Blogger Gabriel said...

In your last paragraph: a false, and dangerous, dichotomy.

And in short: No, individual "sacrifice", as you like to call any self imposed or self acknowledged constraint of any form, does not per se alienate. Desires are "acts of faith" as well, even the desire for a lounge bagel.

You are utterly on the wrong way, as usual :) It is not like we have a "modernity potentiometer" to decide in which direction to turn. And why, oh why, again and again, waste time on the few "dismantlers" (yes, yes, they do exist in Academia, I suppose), when you could have a reasonable argument with the mainline?

8:02 pm  
Blogger Rasmus Karlsson said...

Precisely because there are good reasons to think that the “mainline” may be our real cause for concern. Let me explain. Solutions for sustainability that may seem adequate in a small, scarcely populated rich country liked Sweden (and which may theoretically even win some electoral support, yet remember how fiercely people tend to resist even marginally higher gasoline prices etc.) are still woefully inadequate to solve the global challenges we face. When travelling through China and India it becomes obvious that no matter how many “organic and local” restaurants or new tramlines they open, it will not deliver long-term sustainability. It is a simple matter of numbers.

In that sense, suggesting “dismantling” is at least an intellectually honest though politically impossible position (unless everyone suddenly goes through some kind of quasi-mystical inner change). While moderation and ambivalence may be very good strategies for solving smaller and more limited problems, I believe that they are particularly problematic strategies when dealing with this kind of extreme macro-level problems.

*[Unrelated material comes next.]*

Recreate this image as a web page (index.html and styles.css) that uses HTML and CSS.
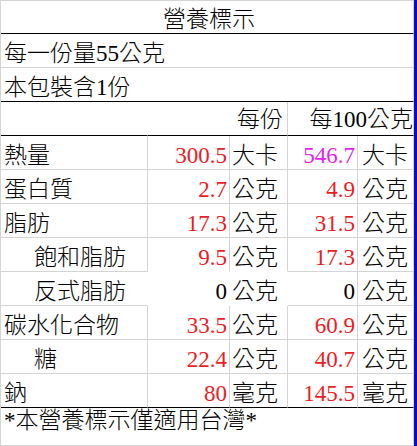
FILE: index.html
```html
<!DOCTYPE html>
<html lang="zh-Hant">
<head>
<meta charset="utf-8">
<title>營養標示</title>
<link rel="stylesheet" href="styles.css">
</head>
<body>
<div class="sheet">
  <div class="grid">
    <div class="c span5 title bk">營養標示</div>
    <div class="c span5">每一份量55公克</div>
    <div class="c span5 bk">本包裝含1份</div>

    <div class="c nor bk"></div>
    <div class="c span2 num bk hd1">每份</div>
    <div class="c span2 num bk hd2">每100公克</div>

    <div class="c lab">熱量</div>
    <div class="c num red">300.5</div>
    <div class="c unit">大卡</div>
    <div class="c num2 mag">546.7</div>
    <div class="c unit2">大卡</div>

    <div class="c lab">蛋白質</div>
    <div class="c num red">2.7</div>
    <div class="c unit">公克</div>
    <div class="c num2 red">4.9</div>
    <div class="c unit2">公克</div>

    <div class="c lab">脂肪</div>
    <div class="c num red">17.3</div>
    <div class="c unit">公克</div>
    <div class="c num2 red">31.5</div>
    <div class="c unit2">公克</div>

    <div class="c lab ind">飽和脂肪</div>
    <div class="c num red nob">9.5</div>
    <div class="c unit nob">公克</div>
    <div class="c num2 red">17.3</div>
    <div class="c unit2">公克</div>

    <div class="c lab ind nor">反式脂肪</div>
    <div class="c num nor nob">0</div>
    <div class="c unit nor nob">公克</div>
    <div class="c num2">0</div>
    <div class="c unit2">公克</div>

    <div class="c lab">碳水化合物</div>
    <div class="c num red">33.5</div>
    <div class="c unit">公克</div>
    <div class="c num2 red">60.9</div>
    <div class="c unit2">公克</div>

    <div class="c lab ind">糖</div>
    <div class="c num red">22.4</div>
    <div class="c unit">公克</div>
    <div class="c num2 red">40.7</div>
    <div class="c unit2">公克</div>

    <div class="c lab bk">鈉</div>
    <div class="c num red bk">80</div>
    <div class="c unit bk">毫克</div>
    <div class="c num2 red bk">145.5</div>
    <div class="c unit2 bk">毫克</div>

    <div class="c span5 foot">*本營養標示僅適用台灣*</div>
  </div>
  <div class="bar"></div>
</div>
</body>
</html>
```
FILE: styles.css
```css
html, body {
  margin: 0;
  padding: 0;
  background: #ffffff;
}

body {
  font-family: "Liberation Serif", "Noto Sans CJK TC", serif;
  font-size: 23px;
  font-weight: 300;
  color: #000000;
}

.sheet {
  display: flex;
  width: 417px;
  height: 446px;
  overflow: hidden;
}

.grid {
  display: grid;
  grid-template-columns: 147px 82px 58px 70px 56px;
  border-left: 1px solid #d4d4d4;
  border-top: 1px solid #d4d4d4;
  width: 414px;
  box-sizing: border-box;
  align-content: start;
}

.bar {
  width: 3px;
  height: 446px;
  background: #0b0bc4;
}

.c {
  box-sizing: border-box;
  height: 34px;
  padding-top: 8px;
  line-height: 23px;
  white-space: nowrap;
  border-right: 1px solid #d4d4d4;
  border-bottom: 1px solid #d4d4d4;
}

.span5 { grid-column: span 5; padding-left: 3px; }
.span2 { grid-column: span 2; }

.title {
  height: 33px;
  padding-top: 7px;
  padding-left: 4px;
  text-align: center;
}

.bk { border-bottom-color: #000000; }
.nor { border-right-color: #ffffff; }
.nob { border-bottom-color: #ffffff; }

.lab { padding-left: 3px; }
.ind { padding-left: 33px; }

.num { text-align: right; padding-right: 2px; }
.num2 { text-align: right; padding-right: 2px; }
.unit { padding-left: 2px; }
.unit2 { padding-left: 4px; }

.hd1 { padding-right: 4px; padding-top: 6px; }
.hd2 { padding-right: 0; padding-top: 6px; }

.red { color: #ec1c24; }
.mag { color: #e61ee6; }

.foot {
  height: 38px;
  padding-top: 1px;
}
```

So yes, I believe there is a kind of "modernity potentiometer" as in how we relate to the great trends of our time, in particular globalization and the remaining Enlightenment legacy (do not forget your Toulmin, this is not about one-sided rationality but rather about critical thinking, pluralism and limits on political authority). Either we seek the kind of total epistemological homogenization necessary for a “dismantling” of modernity or we seek to radicalize modernity through massive social investments, open borders and global political agency. The middle road, to not commit ourselves to anything while being ironic about everything, is clearly not going to work, especially since we can expect that future environmental changes may be both non-linear and abrupt in ways that will have far-reaching cascading effects on society as a whole and in particular on our ability to maintain a liberal society.

3:33 am  
Blogger Rasmus Karlsson said...

And, by all means, go ahead and sacrifice seeing other countries, bagel eating or whatever. Just do not mistake these acts of individual environmental stewardship with long-term strategies for global environmental sustainability.